[Directive] Say only how many lines contain the word "index".

[Given material]
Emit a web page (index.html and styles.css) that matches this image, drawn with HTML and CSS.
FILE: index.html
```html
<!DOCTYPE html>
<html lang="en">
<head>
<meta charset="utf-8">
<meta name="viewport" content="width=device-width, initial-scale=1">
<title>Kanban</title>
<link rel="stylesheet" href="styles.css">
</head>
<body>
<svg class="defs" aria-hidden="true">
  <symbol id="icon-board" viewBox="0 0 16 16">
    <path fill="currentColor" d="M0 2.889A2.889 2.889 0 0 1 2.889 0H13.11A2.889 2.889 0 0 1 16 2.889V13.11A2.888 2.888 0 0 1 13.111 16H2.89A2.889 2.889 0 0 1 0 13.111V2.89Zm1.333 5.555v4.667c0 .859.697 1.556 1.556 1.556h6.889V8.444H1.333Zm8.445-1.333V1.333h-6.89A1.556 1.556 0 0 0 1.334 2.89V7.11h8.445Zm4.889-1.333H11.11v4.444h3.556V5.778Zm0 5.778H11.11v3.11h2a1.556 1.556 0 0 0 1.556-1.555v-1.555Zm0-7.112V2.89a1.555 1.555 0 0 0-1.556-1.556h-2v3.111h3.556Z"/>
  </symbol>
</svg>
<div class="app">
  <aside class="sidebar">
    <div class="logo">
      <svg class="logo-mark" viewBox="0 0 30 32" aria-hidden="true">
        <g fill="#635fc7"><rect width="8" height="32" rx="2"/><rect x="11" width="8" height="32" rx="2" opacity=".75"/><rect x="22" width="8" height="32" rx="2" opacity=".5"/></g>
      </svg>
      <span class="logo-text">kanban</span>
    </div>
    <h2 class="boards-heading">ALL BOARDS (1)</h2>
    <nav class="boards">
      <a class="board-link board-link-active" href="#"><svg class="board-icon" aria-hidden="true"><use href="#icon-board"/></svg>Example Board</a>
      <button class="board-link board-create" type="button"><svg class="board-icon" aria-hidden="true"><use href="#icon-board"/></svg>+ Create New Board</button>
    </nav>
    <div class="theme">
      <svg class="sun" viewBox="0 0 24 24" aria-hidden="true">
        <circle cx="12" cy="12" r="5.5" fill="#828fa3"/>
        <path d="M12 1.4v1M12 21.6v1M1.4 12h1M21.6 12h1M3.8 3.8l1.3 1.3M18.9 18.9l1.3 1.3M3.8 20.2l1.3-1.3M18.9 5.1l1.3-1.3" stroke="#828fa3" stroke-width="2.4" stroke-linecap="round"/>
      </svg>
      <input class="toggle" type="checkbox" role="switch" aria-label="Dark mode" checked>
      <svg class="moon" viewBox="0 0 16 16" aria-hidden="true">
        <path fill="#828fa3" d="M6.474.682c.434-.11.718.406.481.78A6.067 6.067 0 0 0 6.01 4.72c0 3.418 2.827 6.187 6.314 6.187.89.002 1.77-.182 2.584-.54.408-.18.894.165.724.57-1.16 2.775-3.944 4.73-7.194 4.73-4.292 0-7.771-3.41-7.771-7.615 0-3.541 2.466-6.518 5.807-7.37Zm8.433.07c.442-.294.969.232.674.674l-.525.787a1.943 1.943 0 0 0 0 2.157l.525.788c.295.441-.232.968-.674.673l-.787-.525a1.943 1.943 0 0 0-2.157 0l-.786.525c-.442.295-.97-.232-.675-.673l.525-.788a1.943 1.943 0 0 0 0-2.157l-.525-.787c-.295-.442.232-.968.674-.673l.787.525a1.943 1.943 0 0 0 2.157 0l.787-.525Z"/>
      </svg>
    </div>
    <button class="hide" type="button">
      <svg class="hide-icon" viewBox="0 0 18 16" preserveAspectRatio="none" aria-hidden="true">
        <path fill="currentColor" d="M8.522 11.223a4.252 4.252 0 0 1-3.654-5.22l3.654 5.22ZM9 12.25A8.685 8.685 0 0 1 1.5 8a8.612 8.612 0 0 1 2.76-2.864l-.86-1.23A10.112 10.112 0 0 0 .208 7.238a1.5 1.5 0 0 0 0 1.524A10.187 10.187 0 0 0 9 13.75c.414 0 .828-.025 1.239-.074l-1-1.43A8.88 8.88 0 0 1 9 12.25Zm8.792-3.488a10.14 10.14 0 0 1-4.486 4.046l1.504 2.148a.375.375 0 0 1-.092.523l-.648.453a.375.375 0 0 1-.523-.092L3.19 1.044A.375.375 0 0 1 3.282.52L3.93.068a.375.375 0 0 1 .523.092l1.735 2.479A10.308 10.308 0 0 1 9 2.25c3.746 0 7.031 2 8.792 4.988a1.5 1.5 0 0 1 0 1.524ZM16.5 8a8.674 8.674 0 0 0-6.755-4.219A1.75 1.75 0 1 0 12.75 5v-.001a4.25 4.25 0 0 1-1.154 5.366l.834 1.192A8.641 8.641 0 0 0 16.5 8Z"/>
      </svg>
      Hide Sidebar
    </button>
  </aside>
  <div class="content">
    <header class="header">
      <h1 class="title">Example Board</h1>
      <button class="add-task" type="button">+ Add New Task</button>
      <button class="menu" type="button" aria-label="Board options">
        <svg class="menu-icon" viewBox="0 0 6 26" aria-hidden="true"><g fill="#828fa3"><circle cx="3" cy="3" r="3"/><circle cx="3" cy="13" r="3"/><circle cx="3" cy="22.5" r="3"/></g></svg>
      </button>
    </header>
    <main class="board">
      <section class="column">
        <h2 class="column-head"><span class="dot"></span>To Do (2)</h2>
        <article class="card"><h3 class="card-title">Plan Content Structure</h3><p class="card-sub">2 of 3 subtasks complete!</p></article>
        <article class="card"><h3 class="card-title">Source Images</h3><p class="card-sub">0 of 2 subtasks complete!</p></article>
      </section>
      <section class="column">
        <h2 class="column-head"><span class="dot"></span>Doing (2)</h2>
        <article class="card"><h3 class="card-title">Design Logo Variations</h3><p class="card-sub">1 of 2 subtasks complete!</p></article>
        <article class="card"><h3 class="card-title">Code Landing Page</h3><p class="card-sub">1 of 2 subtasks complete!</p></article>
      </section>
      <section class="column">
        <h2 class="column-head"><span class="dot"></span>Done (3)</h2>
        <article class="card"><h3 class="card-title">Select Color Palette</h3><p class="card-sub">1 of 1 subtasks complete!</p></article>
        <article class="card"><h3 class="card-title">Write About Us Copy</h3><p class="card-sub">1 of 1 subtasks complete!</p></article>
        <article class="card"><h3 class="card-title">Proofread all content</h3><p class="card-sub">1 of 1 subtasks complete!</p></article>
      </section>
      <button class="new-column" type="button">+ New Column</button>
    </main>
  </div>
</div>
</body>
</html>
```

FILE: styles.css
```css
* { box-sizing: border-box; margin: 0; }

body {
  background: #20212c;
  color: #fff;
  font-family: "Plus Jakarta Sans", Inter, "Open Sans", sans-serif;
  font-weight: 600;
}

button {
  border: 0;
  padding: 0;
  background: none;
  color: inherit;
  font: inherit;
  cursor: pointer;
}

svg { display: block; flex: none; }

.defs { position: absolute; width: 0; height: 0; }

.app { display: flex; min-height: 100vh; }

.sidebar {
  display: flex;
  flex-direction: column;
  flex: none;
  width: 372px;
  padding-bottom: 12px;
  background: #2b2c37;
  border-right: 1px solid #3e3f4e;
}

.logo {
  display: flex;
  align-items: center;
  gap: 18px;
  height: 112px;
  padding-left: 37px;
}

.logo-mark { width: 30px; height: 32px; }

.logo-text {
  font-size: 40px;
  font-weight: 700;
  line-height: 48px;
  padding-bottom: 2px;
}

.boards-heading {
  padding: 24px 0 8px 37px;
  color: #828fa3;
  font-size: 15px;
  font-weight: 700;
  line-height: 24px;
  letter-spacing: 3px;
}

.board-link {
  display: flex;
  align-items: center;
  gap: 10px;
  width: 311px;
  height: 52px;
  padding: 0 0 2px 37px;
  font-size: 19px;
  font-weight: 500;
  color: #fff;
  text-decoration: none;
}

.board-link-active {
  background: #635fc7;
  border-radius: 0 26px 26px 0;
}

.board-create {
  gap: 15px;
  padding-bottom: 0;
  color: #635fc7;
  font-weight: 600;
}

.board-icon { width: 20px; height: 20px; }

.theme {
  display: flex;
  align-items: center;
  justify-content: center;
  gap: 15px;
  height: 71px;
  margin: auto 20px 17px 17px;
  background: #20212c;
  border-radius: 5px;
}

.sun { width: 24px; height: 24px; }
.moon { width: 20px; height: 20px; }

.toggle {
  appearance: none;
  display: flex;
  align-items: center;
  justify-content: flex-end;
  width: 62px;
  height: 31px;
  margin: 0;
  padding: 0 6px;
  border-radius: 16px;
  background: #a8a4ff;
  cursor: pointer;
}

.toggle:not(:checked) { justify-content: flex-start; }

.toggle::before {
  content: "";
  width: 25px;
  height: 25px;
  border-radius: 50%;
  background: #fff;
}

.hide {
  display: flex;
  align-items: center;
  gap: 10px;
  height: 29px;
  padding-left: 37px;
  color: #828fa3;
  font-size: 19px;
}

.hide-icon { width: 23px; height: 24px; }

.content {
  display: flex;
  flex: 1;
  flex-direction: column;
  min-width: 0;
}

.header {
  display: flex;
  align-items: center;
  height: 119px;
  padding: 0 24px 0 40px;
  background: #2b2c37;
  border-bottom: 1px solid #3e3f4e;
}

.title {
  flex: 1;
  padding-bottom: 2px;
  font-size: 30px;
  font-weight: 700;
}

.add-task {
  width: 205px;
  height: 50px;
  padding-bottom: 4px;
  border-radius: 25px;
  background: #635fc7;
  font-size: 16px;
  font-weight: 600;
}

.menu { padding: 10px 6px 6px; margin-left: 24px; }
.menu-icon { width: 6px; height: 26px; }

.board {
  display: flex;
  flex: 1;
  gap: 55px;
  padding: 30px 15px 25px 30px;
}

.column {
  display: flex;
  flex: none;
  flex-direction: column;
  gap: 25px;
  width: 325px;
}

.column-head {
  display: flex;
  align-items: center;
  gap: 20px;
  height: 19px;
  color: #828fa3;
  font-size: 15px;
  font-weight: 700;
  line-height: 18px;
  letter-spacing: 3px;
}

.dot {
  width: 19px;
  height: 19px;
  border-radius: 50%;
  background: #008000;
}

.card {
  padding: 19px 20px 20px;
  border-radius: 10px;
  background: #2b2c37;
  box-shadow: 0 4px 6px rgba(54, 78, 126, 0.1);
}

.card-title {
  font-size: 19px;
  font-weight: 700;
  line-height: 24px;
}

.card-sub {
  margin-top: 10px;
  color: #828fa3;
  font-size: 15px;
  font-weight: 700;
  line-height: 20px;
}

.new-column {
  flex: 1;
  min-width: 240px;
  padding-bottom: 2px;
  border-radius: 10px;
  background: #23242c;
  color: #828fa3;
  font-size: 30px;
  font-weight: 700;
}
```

[Correct result] 2